But seriously, I enjoy my work related conferences because they help me do my day job. And LTUE did that, too, though for a different job, my part-time job.
Robin Weeks drove down and stayed with me, and we worked as "Gophers" for the conference--the staging room for the Gophers was called ... yes, the Gopher Hole. The head Gopher was named Toad.
He's a great guy. Gophering wasn't an onerous job. We signed up for different sessions (so many more options than we provide for my work conferences--my education committee would literally die if they had to get speakers for that many breakout sessions). We were responsible for making sure there was water and cups for the presenters/panelists, taking roll, and giving the 5-minute warning. It gave us an opportunity to chat with the panelists, though Robin's a lot more confident than I am about approaching them. I'm certainly not shy, but I haven't got the chutzpah she has.
At the end of the three days, they have a Gopher Bash and awarded a prize to the most helpful Gopher. The young man who won the prize (a size 5X T-shirt donated by Howard Tayler [comedic webcomic known for Schlock Mercenery] or Dan Wells [best known for writing I Am Not a Serial Killer] and who both cohost Writing Excuses with Brandon Sanderson [not able to attend]--can't remember if Howard or Dan donated the shirt). Anyway, the winner was a very slender young man, and the young Gophers decided to see how many of them could fit in the shirt:
There were so many attendees! I heard they had 1,300 people. It's held on the BYU campus, and students can attend for free, so it's a wonderful opportunity. The cost is minimal at $20 if paid in advance or $25 at the door. (that's for all 3 days).

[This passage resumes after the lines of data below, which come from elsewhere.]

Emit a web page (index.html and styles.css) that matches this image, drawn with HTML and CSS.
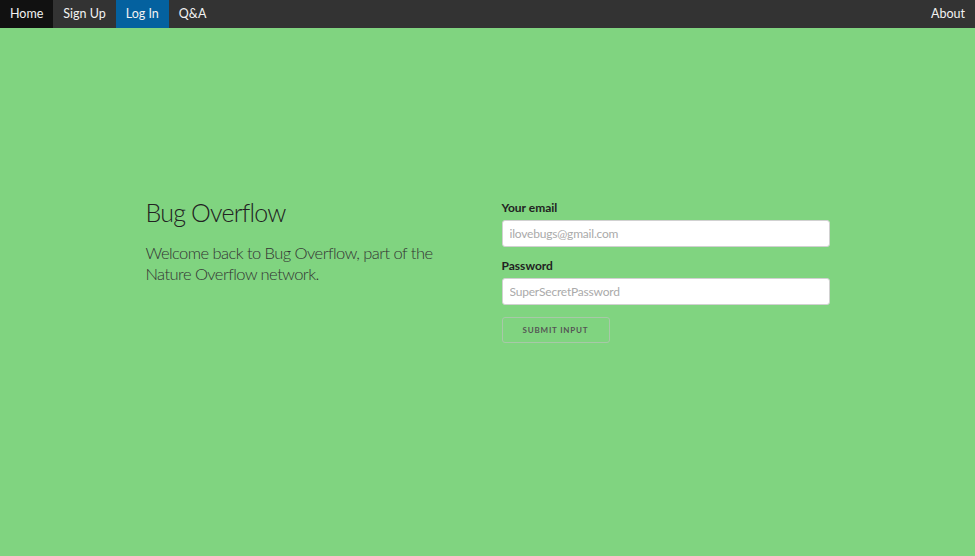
FILE: index.html
```html
<!DOCTYPE html>
<html lang="en">
<head>
<meta charset="utf-8">
<title>Bug Overflow - Log In</title>
<link rel="stylesheet" href="styles.css">
</head>
<body>
<nav class="topnav">
  <a class="nav-link nav-home" href="#">Home</a>
  <a class="nav-link" href="#">Sign Up</a>
  <a class="nav-link nav-active" href="#">Log In</a>
  <a class="nav-link" href="#">Q&amp;A</a>
  <a class="nav-link nav-about" href="#">About</a>
</nav>
<main class="page">
  <div class="container">
    <section class="intro">
      <h3 class="title">Bug Overflow</h3>
      <p class="lead">Welcome back to Bug Overflow, part of the Nature Overflow network.</p>
    </section>
    <form class="login-form">
      <label class="field-label" for="email">Your email</label>
      <input class="field-input" type="email" id="email" placeholder="ilovebugs@gmail.com">
      <label class="field-label" for="password">Password</label>
      <input class="field-input field-last" type="text" id="password" placeholder="SuperSecretPassword">
      <button class="submit-btn" type="button">Submit Input</button>
    </form>
  </div>
</main>
</body>
</html>
```

FILE: styles.css
```css
* { box-sizing: border-box; }
html, body { margin: 0; padding: 0; height: 100%; }
body {
  background: #80d480;
  font-family: Lato, "Liberation Sans", sans-serif;
  color: #222;
}
.topnav {
  display: flex;
  height: 28px;
  background: #333;
}
.nav-link {
  display: block;
  padding: 0 10px;
  line-height: 28px;
  font-size: 12.5px;
  color: #f2f2f2;
  text-decoration: none;
}
.nav-home { background: #111; }
.nav-active { background: #04619f; }
.nav-about { margin-left: auto; padding-right: 10px; }
.page { padding-top: 172px; }
.container {
  width: 684px;
  margin: 0 auto;
  display: grid;
  grid-template-columns: 328px 328px;
  column-gap: 28px;
}
.title {
  margin: 0;
  font-size: 25px;
  line-height: 24px;
  font-weight: 300;
  color: #222;
  letter-spacing: -0.8px;
}
.lead {
  margin: 19px 0 0;
  font-size: 16.5px;
  line-height: 21px;
  font-weight: 300;
  letter-spacing: -0.55px;
  color: #333;
}
.login-form { display: flex; flex-direction: column; align-items: flex-start; }
.field-label {
  display: block;
  font-size: 12px;
  line-height: 15px;
  font-weight: 700;
  color: #222;
  margin-bottom: 5px;
}
.field-input {
  width: 328px;
  height: 27px;
  margin: 0 0 11px;
  padding: 0 7px;
  border: 1px solid #d1d1d1;
  border-radius: 3px;
  background: #fff;
  font-family: inherit;
  font-size: 12px;
  letter-spacing: -0.2px;
  color: #333;
}
.field-last { margin-bottom: 12px; }
.field-input::placeholder { color: #aaa; }
.submit-btn {
  width: 108px;
  height: 26px;
  padding: 0;
  border: 1px solid #a8c8a8;
  border-radius: 3px;
  background: transparent;
  font-family: inherit;
  font-size: 8px;
  font-weight: 700;
  letter-spacing: 0.8px;
  text-transform: uppercase;
  color: #555;
}
```
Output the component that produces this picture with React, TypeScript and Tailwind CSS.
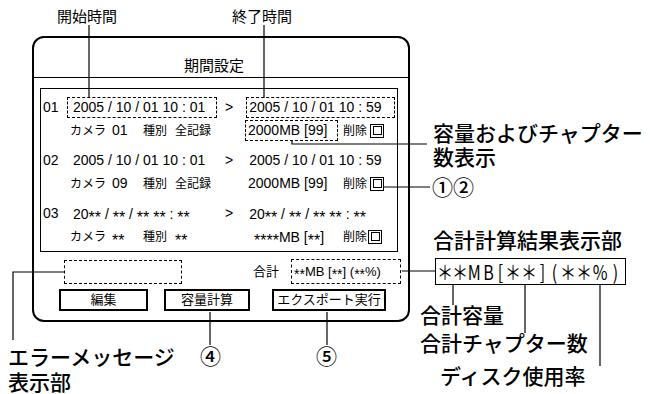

James Dashner of the Maze Runner trilogy fame was one of the two keynote speakers. Hilarous man. He was on many panels and brought a lot to the discussions as he talked about his journey to being published. What really struck me was how dreadful his first book signing went. It made me think of Natalie Palmer's experience, though she's already learned how to make those go better. It was funny, when James gave Brodi Ashton a shout out but then teased her about needing help deciding which agent to go with (yes, she had several wanting to represent her).
What would that be like?
There were so many great sessions. Following are some of the words of advice I wrote down:
- Critique groups can be wonderful, but they can also be crippling. Put your work in the hands of people you trust. -- James Dashner
- Let yourself be jealous because it makes you ambitious. -- James Dashner
- Don't write just what's hot in the market. -- Tyler Whiteside
- Attend writers conferences -- Tyler Whiteside and James Dashner (and others)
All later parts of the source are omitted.